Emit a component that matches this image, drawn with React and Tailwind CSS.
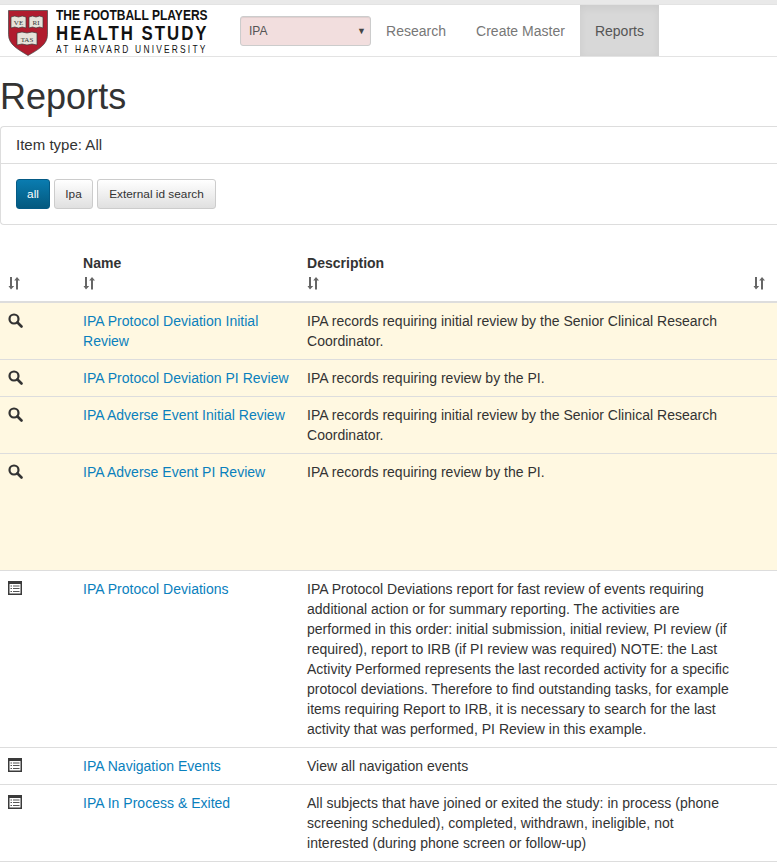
const SortIcon = () => (
  <svg width="14" height="14" viewBox="0 0 14 14" className="block" fill="#666">
    <path d="M2 1h2v9h2.200L3 13.500 0.500 10H2z" />
    <path d="M8 13.500h2V4.500h2L9 1 6.200 4.500H8z" />
  </svg>
);

const SearchIcon = () => (
  <svg width="15" height="15" viewBox="0 0 15 15" className="block" fill="none" stroke="#333">
    <circle cx="6" cy="6" r="4.500" strokeWidth="2.200" />
    <path d="M9.500 9.500 13.500 13.500" strokeWidth="2.600" strokeLinecap="round" />
  </svg>
);

const ListIcon = () => (
  <svg width="14" height="14" viewBox="0 0 14 14" className="block">
    <rect x="0.750" y="0.750" width="12.500" height="12.500" fill="#fff" stroke="#3a3a3a" strokeWidth="1.500" />
    <rect x="0" y="0" width="14" height="3" fill="#3a3a3a" />
    <path d="M2.500 5h1.500M2.500 7.500h1.500M2.500 10.500h1.500M5 5h6.500M5 7.500h6.500M5 10.500h6.500" stroke="#555" strokeWidth="1.200" />
  </svg>
);

const Book = ({ x, y, w, h, label }) => (
  <g>
    <path
      d={`M${x} ${y}l${w * 0.25} -1 l${w * 0.25} 1 l${w * 0.25} -1 l${w * 0.25} 1 v${h} l${-w * 0.25} -1 l${-w * 0.25} 1 l${-w * 0.25} -1 l${-w * 0.25} 1z`}
      fill="#e6e3da"
      stroke="#3a3a3a"
      strokeWidth="0.700"
    />
    <text
      x={x + w / 2}
      y={y + h / 2 + 2.500}
      textAnchor="middle"
      fontSize="7"
      fill="#333"
      fontFamily="Liberation Serif, serif"
    >
      {label}
    </text>
  </g>
);

const Shield = () => (
  <svg width="40" height="46" viewBox="0 0 40 46" className="block shrink-0">
    <path d="M0.500 0.500h39v24c0 10-9 15-19.500 21C10 39.500 0.500 34.500 0.500 24.500z" fill="#b01c2e" stroke="#444" strokeWidth="0.700" />
    <Book x={3} y={7} w={15} h={11} label="VE" />
    <Book x={21} y={7} w={14} h={11} label="RI" />
    <Book x={9} y={23} w={20} h={12} label="TAS" />
  </svg>
);

const rows = [
  { icon: "search", name: "IPA Protocol Deviation Initial Review", desc: "IPA records requiring initial review by the Senior Clinical Research Coordinator." },
  { icon: "search", name: "IPA Protocol Deviation PI Review", desc: "IPA records requiring review by the PI." },
  { icon: "search", name: "IPA Adverse Event Initial Review", desc: "IPA records requiring initial review by the Senior Clinical Research Coordinator." },
  { icon: "search", name: "IPA Adverse Event PI Review", desc: "IPA records requiring review by the PI.", tall: true },
  { icon: "list", name: "IPA Protocol Deviations", desc: "IPA Protocol Deviations report for fast review of events requiring additional action or for summary reporting. The activities are performed in this order: initial submission, initial review, PI review (if required), report to IRB (if PI review was required) NOTE: the Last Activity Performed represents the last recorded activity for a specific protocol deviations. Therefore to find outstanding tasks, for example items requiring Report to IRB, it is necessary to search for the last activity that was performed, PI Review in this example." },
  { icon: "list", name: "IPA Navigation Events", desc: "View all navigation events" },
  { icon: "list", name: "IPA In Process & Exited", desc: "All subjects that have joined or exited the study: in process (phone screening scheduled), completed, withdrawn, ineligible, not interested (during phone screen or follow-up)" },
];

export default function App() {
  return (
    <div className="w-[777px] overflow-hidden bg-white text-[14px] leading-5 tracking-[0.015px] text-[#333] font-['Liberation_Sans',Arial,sans-serif]">
      <div className="h-1 bg-[#e9e9e9]" />
      <nav className="flex h-[53px] items-stretch border-y border-[#e3e3e3] bg-white">
        <div className="flex w-[240px] shrink-0 items-end gap-[8px] pl-2">
          <Shield />
          <div className="mb-[2px] w-[153px] text-[#111]">
            <div className="w-[190px] origin-left scale-x-[0.8] text-[15px] leading-[15px] font-bold whitespace-nowrap">THE FOOTBALL PLAYERS</div>
            <div className="w-[190px] origin-left scale-x-[0.8] text-[21px] leading-[21px] font-bold tracking-[2.500px] whitespace-nowrap">HEALTH STUDY</div>
            <div className="mt-[1px] w-[190px] origin-left scale-x-[0.8] text-[10.500px] leading-[10px] tracking-[2.750px] whitespace-nowrap">AT HARVARD UNIVERSITY</div>
          </div>
        </div>
        <div className="flex items-center">
          <div className="relative flex h-[30px] w-[131px] items-center rounded-[3px] border border-[#ccc] bg-[#f2dede] pl-2 text-[12px] text-[#555] shadow-[inset_0_1px_1px_rgba(0,0,0,0.075)]">
            IPA
            <span className="absolute right-1 top-[8px] text-[9px] leading-3 text-[#444]">▼</span>
          </div>
        </div>
        <div className="flex items-center px-[15px] text-[#777]">Research</div>
        <div className="flex items-center px-[15px] text-[#777]">Create Master</div>
        <div className="flex w-[79px] items-center justify-center bg-[#d8d8d8] text-[#555] shadow-[inset_0_3px_9px_rgba(0,0,0,0.06)]">Reports</div>
      </nav>

      <h1 className="mt-5 mb-[9px] text-[36px] leading-[40px] font-normal text-[#333]">Reports</h1>

      <section className="mb-5 rounded-l border border-r-0 border-[#ddd] bg-white">
        <div className="flex h-[37px] items-center border-b border-[#ddd] px-[15px] text-[15px]">Item type: All</div>
        <div className="flex gap-1 px-[15px] py-[15px] text-[11.800px]">
          <button className="h-[30px] w-[34px] rounded-[3px] border border-[#045a85] bg-gradient-to-b from-[#0a7cb0] to-[#04597f] text-white">all</button>
          <button className="h-[30px] w-[39px] rounded-[3px] border border-[#ccc] bg-gradient-to-b from-white to-[#e0e0e0] text-[#333]">Ipa</button>
          <button className="h-[30px] w-[119px] rounded-[3px] border border-[#ccc] bg-gradient-to-b from-white to-[#e0e0e0] text-[#333]">External id search</button>
        </div>
      </section>

      <table className="w-[777px] table-fixed border-collapse">
        <colgroup>
          <col className="w-[75px]" />
          <col className="w-[224px]" />
          <col className="w-[446px]" />
          <col className="w-[32px]" />
        </colgroup>
        <thead>
          <tr className="border-b-2 border-[#ddd]">
            <th className="px-2 pt-2 pb-2 align-bottom"><div className="h-5 pt-[3px]"><SortIcon /></div></th>
            <th className="px-2 pt-2 pb-2 text-left align-bottom font-bold">Name<div className="h-5 pt-[3px]"><SortIcon /></div></th>
            <th className="px-2 pt-2 pb-2 text-left align-bottom font-bold">Description<div className="h-5 pt-[3px]"><SortIcon /></div></th>
            <th className="px-2 pt-2 pb-2 align-bottom"><div className="h-5 pt-[3px]"><SortIcon /></div></th>
          </tr>
        </thead>
        <tbody>
          {rows.map((r) => (
            <tr key={r.name} className={`border-b border-[#ddd] ${r.icon === "search" ? "bg-[#fff8e1]" : "bg-white"} ${r.tall ? "h-[117px]" : ""}`}>
              <td className="px-2 py-2 align-top"><div className="pt-[2px]">{r.icon === "search" ? <SearchIcon /> : <ListIcon />}</div></td>
              <td className="px-2 py-2 align-top text-[#0a80bd]">{r.name}</td>
              <td className="px-2 py-2 align-top">{r.desc}</td>
              <td className="px-2 py-2" />
            </tr>
          ))}
        </tbody>
      </table>
      <div className="h-[2px]" />
    </div>
  );
}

### What the exercise asks
Strip out the pictures and quote the remaining data word for word.

### Solution to this exercise
Emit a component that matches this image, drawn with React and Tailwind CSS.
const SortIcon = () => (
  <svg width="14" height="14" viewBox="0 0 14 14" className="block" fill="#666">
    <path d="M2 1h2v9h2.200L3 13.500 0.500 10H2z" />
    <path d="M8 13.500h2V4.500h2L9 1 6.200 4.500H8z" />
  </svg>
);

const SearchIcon = () => (
  <svg width="15" height="15" viewBox="0 0 15 15" className="block" fill="none" stroke="#333">
    <circle cx="6" cy="6" r="4.500" strokeWidth="2.200" />
    <path d="M9.500 9.500 13.500 13.500" strokeWidth="2.600" strokeLinecap="round" />
  </svg>
);

const ListIcon = () => (
  <svg width="14" height="14" viewBox="0 0 14 14" className="block">
    <rect x="0.750" y="0.750" width="12.500" height="12.500" fill="#fff" stroke="#3a3a3a" strokeWidth="1.500" />
    <rect x="0" y="0" width="14" height="3" fill="#3a3a3a" />
    <path d="M2.500 5h1.500M2.500 7.500h1.500M2.500 10.500h1.500M5 5h6.500M5 7.500h6.500M5 10.500h6.500" stroke="#555" strokeWidth="1.200" />
  </svg>
);

const Book = ({ x, y, w, h, label }) => (
  <g>
    <path
      d={`M${x} ${y}l${w * 0.25} -1 l${w * 0.25} 1 l${w * 0.25} -1 l${w * 0.25} 1 v${h} l${-w * 0.25} -1 l${-w * 0.25} 1 l${-w * 0.25} -1 l${-w * 0.25} 1z`}
      fill="#e6e3da"
      stroke="#3a3a3a"
      strokeWidth="0.700"
    />
    <text
      x={x + w / 2}
      y={y + h / 2 + 2.500}
      textAnchor="middle"
      fontSize="7"
      fill="#333"
      fontFamily="Liberation Serif, serif"
    >
      {label}
    </text>
  </g>
);

const Shield = () => (
  <svg width="40" height="46" viewBox="0 0 40 46" className="block shrink-0">
    <path d="M0.500 0.500h39v24c0 10-9 15-19.500 21C10 39.500 0.500 34.500 0.500 24.500z" fill="#b01c2e" stroke="#444" strokeWidth="0.700" />
    <Book x={3} y={7} w={15} h={11} label="VE" />
    <Book x={21} y={7} w={14} h={11} label="RI" />
    <Book x={9} y={23} w={20} h={12} label="TAS" />
  </svg>
);

const rows = [
  { icon: "search", name: "IPA Protocol Deviation Initial Review", desc: "IPA records requiring initial review by the Senior Clinical Research Coordinator." },
  { icon: "search", name: "IPA Protocol Deviation PI Review", desc: "IPA records requiring review by the PI." },
  { icon: "search", name: "IPA Adverse Event Initial Review", desc: "IPA records requiring initial review by the Senior Clinical Research Coordinator." },
  { icon: "search", name: "IPA Adverse Event PI Review", desc: "IPA records requiring review by the PI.", tall: true },
  { icon: "list", name: "IPA Protocol Deviations", desc: "IPA Protocol Deviations report for fast review of events requiring additional action or for summary reporting. The activities are performed in this order: initial submission, initial review, PI review (if required), report to IRB (if PI review was required) NOTE: the Last Activity Performed represents the last recorded activity for a specific protocol deviations. Therefore to find outstanding tasks, for example items requiring Report to IRB, it is necessary to search for the last activity that was performed, PI Review in this example." },
  { icon: "list", name: "IPA Navigation Events", desc: "View all navigation events" },
  { icon: "list", name: "IPA In Process & Exited", desc: "All subjects that have joined or exited the study: in process (phone screening scheduled), completed, withdrawn, ineligible, not interested (during phone screen or follow-up)" },
];

export default function App() {
  return (
    <div className="w-[777px] overflow-hidden bg-white text-[14px] leading-5 tracking-[0.015px] text-[#333] font-['Liberation_Sans',Arial,sans-serif]">
      <div className="h-1 bg-[#e9e9e9]" />
      <nav className="flex h-[53px] items-stretch border-y border-[#e3e3e3] bg-white">
        <div className="flex w-[240px] shrink-0 items-end gap-[8px] pl-2">
          <Shield />
          <div className="mb-[2px] w-[153px] text-[#111]">
            <div className="w-[190px] origin-left scale-x-[0.8] text-[15px] leading-[15px] font-bold whitespace-nowrap">THE FOOTBALL PLAYERS</div>
            <div className="w-[190px] origin-left scale-x-[0.8] text-[21px] leading-[21px] font-bold tracking-[2.500px] whitespace-nowrap">HEALTH STUDY</div>
            <div className="mt-[1px] w-[190px] origin-left scale-x-[0.8] text-[10.500px] leading-[10px] tracking-[2.750px] whitespace-nowrap">AT HARVARD UNIVERSITY</div>
          </div>
        </div>
        <div className="flex items-center">
          <div className="relative flex h-[30px] w-[131px] items-center rounded-[3px] border border-[#ccc] bg-[#f2dede] pl-2 text-[12px] text-[#555] shadow-[inset_0_1px_1px_rgba(0,0,0,0.075)]">
            IPA
            <span className="absolute right-1 top-[8px] text-[9px] leading-3 text-[#444]">▼</span>
          </div>
        </div>
        <div className="flex items-center px-[15px] text-[#777]">Research</div>
        <div className="flex items-center px-[15px] text-[#777]">Create Master</div>
        <div className="flex w-[79px] items-center justify-center bg-[#d8d8d8] text-[#555] shadow-[inset_0_3px_9px_rgba(0,0,0,0.06)]">Reports</div>
      </nav>

      <h1 className="mt-5 mb-[9px] text-[36px] leading-[40px] font-normal text-[#333]">Reports</h1>

      <section className="mb-5 rounded-l border border-r-0 border-[#ddd] bg-white">
        <div className="flex h-[37px] items-center border-b border-[#ddd] px-[15px] text-[15px]">Item type: All</div>
        <div className="flex gap-1 px-[15px] py-[15px] text-[11.800px]">
          <button className="h-[30px] w-[34px] rounded-[3px] border border-[#045a85] bg-gradient-to-b from-[#0a7cb0] to-[#04597f] text-white">all</button>
          <button className="h-[30px] w-[39px] rounded-[3px] border border-[#ccc] bg-gradient-to-b from-white to-[#e0e0e0] text-[#333]">Ipa</button>
          <button className="h-[30px] w-[119px] rounded-[3px] border border-[#ccc] bg-gradient-to-b from-white to-[#e0e0e0] text-[#333]">External id search</button>
        </div>
      </section>

      <table className="w-[777px] table-fixed border-collapse">
        <colgroup>
          <col className="w-[75px]" />
          <col className="w-[224px]" />
          <col className="w-[446px]" />
          <col className="w-[32px]" />
        </colgroup>
        <thead>
          <tr className="border-b-2 border-[#ddd]">
            <th className="px-2 pt-2 pb-2 align-bottom"><div className="h-5 pt-[3px]"><SortIcon /></div></th>
            <th className="px-2 pt-2 pb-2 text-left align-bottom font-bold">Name<div className="h-5 pt-[3px]"><SortIcon /></div></th>
            <th className="px-2 pt-2 pb-2 text-left align-bottom font-bold">Description<div className="h-5 pt-[3px]"><SortIcon /></div></th>
            <th className="px-2 pt-2 pb-2 align-bottom"><div className="h-5 pt-[3px]"><SortIcon /></div></th>
          </tr>
        </thead>
        <tbody>
          {rows.map((r) => (
            <tr key={r.name} className={`border-b border-[#ddd] ${r.icon === "search" ? "bg-[#fff8e1]" : "bg-white"} ${r.tall ? "h-[117px]" : ""}`}>
              <td className="px-2 py-2 align-top"><div className="pt-[2px]">{r.icon === "search" ? <SearchIcon /> : <ListIcon />}</div></td>
              <td className="px-2 py-2 align-top text-[#0a80bd]">{r.name}</td>
              <td className="px-2 py-2 align-top">{r.desc}</td>
              <td className="px-2 py-2" />
            </tr>
          ))}
        </tbody>
      </table>
      <div className="h-[2px]" />
    </div>
  );
}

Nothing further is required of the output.